A bag contains 5 black and 6 red balls. Determine the number of ways in which 2 black and 3 red balls can be selected.

To solve the problem of selecting 2 black balls from a total of 5 black balls and 3 red balls from a total of 6 red balls, we can use the concept of combinations. Here’s a step-by-step solution: ### Step 1: Determine the number of ways to select 2 black balls from 5 black balls. We use the combination formula, which is given by: \[ nCk = \frac{n!}{k!(n-k)!} \] For selecting 2 black balls from 5, we have: \[ 5C2 = \frac{5!}{2!(5-2)!} = \frac{5!}{2! \cdot 3!} \] Calculating this: \[ 5C2 = \frac{5 \times 4}{2 \times 1} = \frac{20}{2} = 10 \] ### Step 2: Determine the number of ways to select 3 red balls from 6 red balls.
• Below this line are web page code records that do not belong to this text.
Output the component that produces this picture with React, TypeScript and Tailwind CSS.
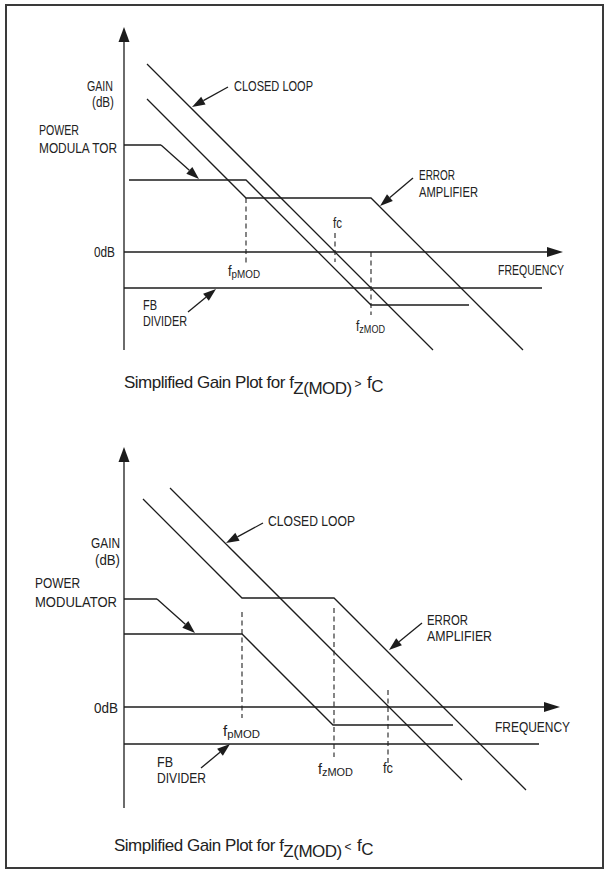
import React from "react";

const INK = "#1c1c1c";
const FONT = "'Liberation Sans Narrow', 'Liberation Sans', Arial, sans-serif";

type Pt = [number, number];

type Lbl = { x: number; y: number; w: number; t: string; sub?: string };

type Plot = {
  yAxis: [number, number];
  zero: number;
  zeroEnd: number;
  fb: [number, number];
  closed: Pt[];
  error: Pt[];
  power: Pt[];
  leader: Pt[];
  arrows: [number, number, number, number][];
  dashes: [number, number, number][];
  labels: Lbl[];
};

const top: Plot = {
  yAxis: [27, 350],
  zero: 252,
  zeroEnd: 563,
  fb: [288, 542],
  closed: [
    [147, 64],
    [433, 350],
  ],
  error: [
    [147, 99],
    [246, 198],
    [371, 198],
    [523, 350],
  ],
  power: [
    [129, 180],
    [246, 180],
    [371, 305],
    [469, 305],
  ],
  leader: [
    [124, 145],
    [161, 145],
  ],
  arrows: [
    [161, 145, 199, 179],
    [228, 87, 192, 107],
    [413, 178, 380, 206],
    [188, 312, 216, 289],
  ],
  dashes: [
    [246, 198, 263],
    [335, 233, 262],
    [371, 252, 315],
  ],
  labels: [
    { x: 87, y: 91, w: 26, t: "GAIN" },
    { x: 92, y: 107, w: 22, t: "(dB)" },
    { x: 39, y: 135, w: 40, t: "POWER" },
    { x: 39, y: 153, w: 78, t: "MODULA TOR" },
    { x: 94, y: 257, w: 21, t: "0dB" },
    { x: 234, y: 91, w: 79, t: "CLOSED LOOP" },
    { x: 419, y: 180, w: 36, t: "ERROR" },
    { x: 419, y: 197, w: 59, t: "AMPLIFIER" },
    { x: 498, y: 275, w: 66, t: "FREQUENCY" },
    { x: 143, y: 310, w: 14, t: "FB" },
    { x: 143, y: 326, w: 44, t: "DIVIDER" },
    { x: 228, y: 276, w: 32, t: "f", sub: "pMOD" },
    { x: 333, y: 228, w: 9, t: "fc" },
    { x: 356, y: 331, w: 29, t: "f", sub: "zMOD" },
  ],
};

const bottom: Plot = {
  yAxis: [447, 808],
  zero: 707,
  zeroEnd: 560,
  fb: [744, 539],
  closed: [
    [170, 488],
    [462, 780],
  ],
  error: [
    [143, 499],
    [242, 598],
    [334, 598],
    [526, 790],
  ],
  power: [
    [124, 634],
    [242, 634],
    [333, 725],
    [453, 725],
  ],
  leader: [
    [124, 599],
    [157, 599],
  ],
  arrows: [
    [157, 599, 195, 633],
    [263, 523, 226, 543],
    [422, 623, 389, 650],
    [201, 768, 230, 744],
  ],
  dashes: [
    [242, 612, 718],
    [334, 608, 757],
    [388, 690, 767],
  ],
  labels: [
    { x: 91, y: 548, w: 29, t: "GAIN" },
    { x: 95, y: 565, w: 25, t: "(dB)" },
    { x: 35, y: 588, w: 45, t: "POWER" },
    { x: 35, y: 607, w: 82, t: "MODULATOR" },
    { x: 94, y: 713, w: 24, t: "0dB" },
    { x: 268, y: 526, w: 87, t: "CLOSED LOOP" },
    { x: 427, y: 625, w: 41, t: "ERROR" },
    { x: 427, y: 641, w: 65, t: "AMPLIFIER" },
    { x: 495, y: 732, w: 75, t: "FREQUENCY" },
    { x: 157, y: 767, w: 16, t: "FB" },
    { x: 157, y: 783, w: 49, t: "DIVIDER" },
    { x: 223, y: 736, w: 37, t: "f", sub: "pMOD" },
    { x: 383, y: 773, w: 10, t: "fc" },
    { x: 318, y: 774, w: 35, t: "f", sub: "zMOD" },
  ],
};

const pts = (p: Pt[]) => p.map(([x, y]) => `${x},${y}`).join(" ");

const Arrow = ({ a }: { a: [number, number, number, number] }) => {
  const [x1, y1, x2, y2] = a;
  const dx = x2 - x1;
  const dy = y2 - y1;
  const len = Math.hypot(dx, dy);
  const ux = dx / len;
  const uy = dy / len;
  const bx = x2 - ux * 13;
  const by = y2 - uy * 13;
  const px = -uy * 4.5;
  const py = ux * 4.5;
  return (
    <g>
      <line x1={x1} y1={y1} x2={bx} y2={by} stroke={INK} strokeWidth={1.3} />
      <polygon
        points={`${x2},${y2} ${bx + px},${by + py} ${bx - px},${by - py}`}
        fill={INK}
      />
    </g>
  );
};

const Chart = ({ d, y0, h }: { d: Plot; y0: number; h: number }) => {
  const ax = 124;
  return (
    <svg
      width={595}
      height={h}
      viewBox={`7 ${y0} 595 ${h}`}
      className="block"
      fontFamily={FONT}
    >
      <g stroke={INK} strokeWidth={1.3} fill="none">
        <line x1={ax} y1={d.yAxis[0] + 12} x2={ax} y2={d.yAxis[1]} />
        <line x1={ax} y1={d.zero} x2={d.zeroEnd - 14} y2={d.zero} />
        <line x1={ax} y1={d.fb[0]} x2={d.fb[1]} y2={d.fb[0]} />
        <polyline points={pts(d.closed)} />
        <polyline points={pts(d.error)} />
        <polyline points={pts(d.power)} />
        <polyline points={pts(d.leader)} />
      </g>
      <polygon
        points={`${ax},${d.yAxis[0]} ${ax - 5.5},${d.yAxis[0] + 15} ${ax + 5.5},${d.yAxis[0] + 15}`}
        fill={INK}
      />
      <polygon
        points={`${d.zeroEnd},${d.zero} ${d.zeroEnd - 16},${d.zero - 5} ${d.zeroEnd - 16},${d.zero + 5}`}
        fill={INK}
      />
      {d.arrows.map((a, i) => (
        <Arrow key={i} a={a} />
      ))}
      <g stroke="#222" strokeWidth={1.1} strokeDasharray="5 3.5">
        {d.dashes.map(([x, a, b], i) => (
          <line key={i} x1={x} y1={a} x2={x} y2={b} />
        ))}
      </g>
      <g fill="#222" fontSize={14.5}>
        {d.labels.map((l, i) => (
          <text
            key={i}
            x={l.x}
            y={l.y}
            textLength={l.w}
            lengthAdjust="spacingAndGlyphs"
          >
            {l.t}
            {l.sub && (
              <tspan fontSize={11} dy={2}>
                {l.sub}
              </tspan>
            )}
          </text>
        ))}
      </g>
    </svg>
  );
};

const Caption = ({ op, pad }: { op: string; pad: string }) => (
  <div
    className={`h-[20px] text-[17px] leading-[20px] tracking-[-0.5px] text-[#222] whitespace-nowrap ${pad}`}
    style={{ fontFamily: "'Liberation Sans', Arial, sans-serif" }}
  >
    Simplified Gain Plot for f<span className="align-[-6px]">Z(MOD)</span>
    <span className="text-[12px]"> {op} </span>
    <span className="ml-[3px]">f</span>
    <span className="align-[-4px]">C</span>
  </div>
);

export default function App() {
  return (
    <div className="ml-[5px] mt-[4px] w-[599px] h-[865px] border-2 border-[#3a3a3a] bg-white flex flex-col">
      <Chart d={top} y0={6} h={367} />
      <Caption op=">" pad="pl-[117px]" />
      <Chart d={bottom} y0={393} h={443} />
      <Caption op="<" pad="pl-[107px]" />
    </div>
  );
}
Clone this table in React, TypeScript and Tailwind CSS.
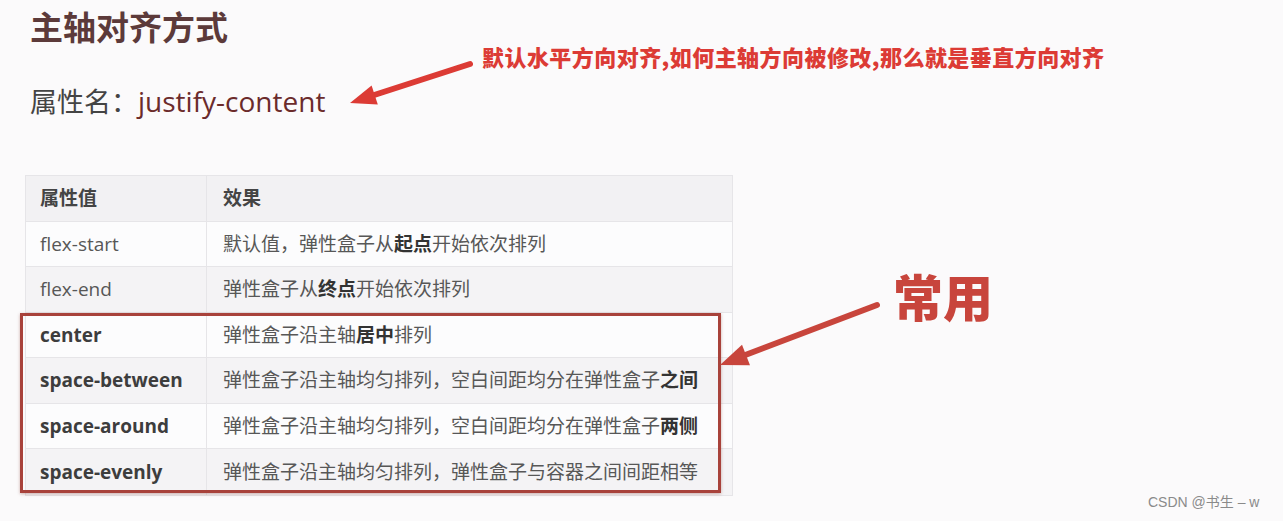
const rows = [
  { name: "flex-start", strong: false, desc: ["默认值，弹性盒子从", "起点", "开始依次排列"] },
  { name: "flex-end", strong: false, desc: ["弹性盒子从", "终点", "开始依次排列"] },
  { name: "center", strong: true, desc: ["弹性盒子沿主轴", "居中", "排列"] },
  { name: "space-between", strong: true, desc: ["弹性盒子沿主轴均匀排列，空白间距均分在弹性盒子", "之间", ""] },
  { name: "space-around", strong: true, desc: ["弹性盒子沿主轴均匀排列，空白间距均分在弹性盒子", "两侧", ""] },
  { name: "space-evenly", strong: true, desc: ["弹性盒子沿主轴均匀排列，弹性盒子与容器之间间距相等", "", ""] },
];

const App = () => {
  return (
    <div className="relative w-[1283px] h-[521px] overflow-hidden bg-[#fbfafb] font-['Open_Sans','Noto_Sans_CJK_SC',sans-serif]">
      {/* title */}
      <div className="pl-[30px] pt-[10px]">
        <h1 className="text-[33px] leading-none font-bold text-[#5c3a3a] font-['Noto_Sans_CJK_SC',sans-serif]">
          主轴对齐方式
        </h1>
        <p className="mt-[44px] flex items-baseline leading-none text-[#444]">
          <span className="text-[27px] font-['Noto_Sans_CJK_SC',sans-serif]">属性名：</span>
          <span className="text-[28px] text-[#6b2b2b]">justify-content</span>
        </p>
      </div>

      <div className="flex items-start mt-[60px]">
        {/* table */}
        <div className="relative ml-[25px] w-[708px] border border-[#e6e5e8] text-[19px] text-[#575757]">
          <div className="flex h-[45.5px] items-center bg-[#f2f1f3] border-b border-[#e6e5e8] font-bold text-[#444]">
            <div className="w-[181px] h-full flex items-center pl-[14px] border-r border-[#e6e5e8]">属性值</div>
            <div className="flex-1 pl-[16px]">效果</div>
          </div>
          {rows.map((row, i) => (
            <div
              key={row.name}
              className={
                "flex h-[45.5px] items-center border-[#e6e5e8] " +
                (i % 2 === 0 ? "bg-[#fcfcfd] " : "bg-[#f4f3f5] ") +
                (i < rows.length - 1 ? "border-b" : "")
              }>
              <div
                className={
                  "w-[181px] h-full flex items-center pl-[14px] border-r border-[#e6e5e8] " +
                  (row.strong ? "font-bold text-[#3d3d3d]" : "")
                }>
                {row.name}
              </div>
              <div className="flex-1 pl-[16px] whitespace-nowrap">
                {row.desc[0]}
                <b className="text-[#333]">{row.desc[1]}</b>
                {row.desc[2]}
              </div>
            </div>
          ))}
          {/* highlight box */}
          <div className="absolute left-[-6px] top-[137px] w-[701px] h-[180px] border-[3px] border-[#a8423b] shadow-[0_1px_3px_rgba(120,40,30,0.35)]" />
        </div>

        {/* 常用 label */}
        <p className="ml-[160px] mt-[95px] text-[50px] leading-none font-black text-[#c8453c] font-['Noto_Sans_CJK_SC',sans-serif]">
          常用
        </p>
      </div>

      {/* annotations */}
      <p className="absolute left-[482px] top-[45px] text-[22px] leading-none font-black text-[#dc3b35] tracking-[0.45px] font-['Noto_Sans_CJK_SC',sans-serif]">
        默认水平方向对齐,如何主轴方向被修改,那么就是垂直方向对齐
      </p>
      <svg className="absolute inset-0 pointer-events-none" width="1283" height="521">
        <line x1="470" y1="64" x2="368" y2="97" stroke="#dc3b35" strokeWidth="6" strokeLinecap="round" />
        <polygon points="350,103 371.6,85.5 377.8,104.5" fill="#dc3b35" />
        <line x1="877" y1="305" x2="740" y2="357" stroke="#c8453c" strokeWidth="6" strokeLinecap="round" />
        <polygon points="720,365 742,344.7 750,365.3" fill="#c8453c" />
      </svg>
      <p className="absolute left-[1148px] top-[495px] text-[14px] leading-none text-[#8a8a8a] font-['Liberation_Sans','Noto_Sans_CJK_SC',sans-serif]">
        CSDN @书生 – w
      </p>
    </div>
  );
};

export default App;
Using the same combination formula, for selecting 3 red balls from 6, we have: \[ 6C3 = \frac{6!}{3!(6-3)!} = \frac{6!}{3! \cdot 3!} \] Calculating this: \[ 6C3 = \frac{6 \times 5 \times 4}{3 \times 2 \times 1} = \frac{120}{6} = 20 \] ### Step 3: Combine the results from Step 1 and Step 2. The total number of ways to select 2 black balls and 3 red balls is the product of the two combinations calculated: \[ \text{Total Ways} = 5C2 \times 6C3 = 10 \times 20 = 200 \] ### Final Answer: Thus, the number of ways to select 2 black balls and 3 red balls is **200**. ---